La roue de la fortune

On peut donc dire que La Ruée vers l’or est avant tout l’achèvement flamboyant de la première période de Charlot (apparu en 1914), avant que Chaplin ne s’oriente vers un cinéma de plus en plus ample (et long). Son génie a fortement influencé d’autres cinéastes. Que ce soit les gags narratifs, de ceux qui racontent une histoire et s’inscrivent dans le récit et qui ont inspiré Tati, Allen, Lewis, Suleiman ou Étaix. Werner Herzog a rendu hommage à Chaplin en mangeant une chaussure (Werner Herzog Eats His Shoe, 1980). Ou l’image du héros solitaire, poétique et antilibéral, ces marginaux attachants qu’on relie volontiers au cinéma de Keaton, mais qui sont aussi présents dans des blockbusters comme Forrest Gump, Wall-E ou La vie est belle. Et en fil conducteur de toute cette filmographie éclectique, il y a finalement l’humour dans l’adversité, le comique dans le tragique.
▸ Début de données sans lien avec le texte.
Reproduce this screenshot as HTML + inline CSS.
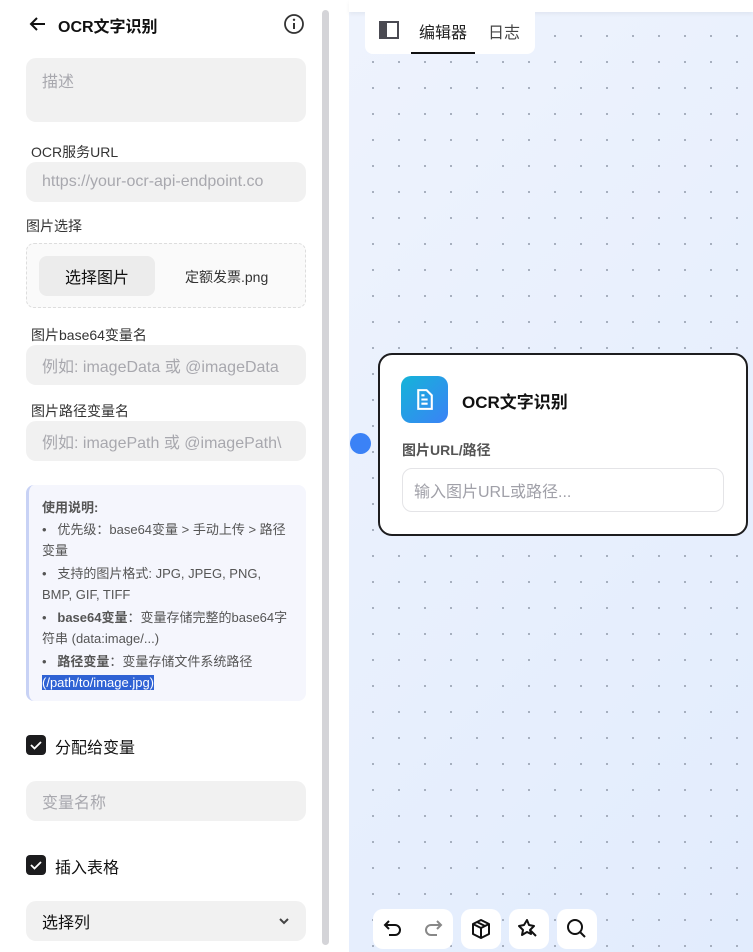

La ruée vers l’or est assurément la quintessance de ce cinéma. Un film pionnier sur des pionniers. Mais c’est avant tout une belle histoire d’amour et d’amitié entre délaissés plein d’espérances, qui finiront, tels des transfuges de classes, par s’inviter en première classe (le plan final montre ainsi le couple d’amoureux grimper les escaliers vers le ponto réservé à l’élite). La roue tourne et Charlot en haut de forme reste finalement Charlot. Même sensible, il affronte les plus forts, même riche, il préfère être habillé comme un pouilleux (il ne faut jamais se fier aux apparences). Chez lui c’est toujours le cœur qui prime sur l’or.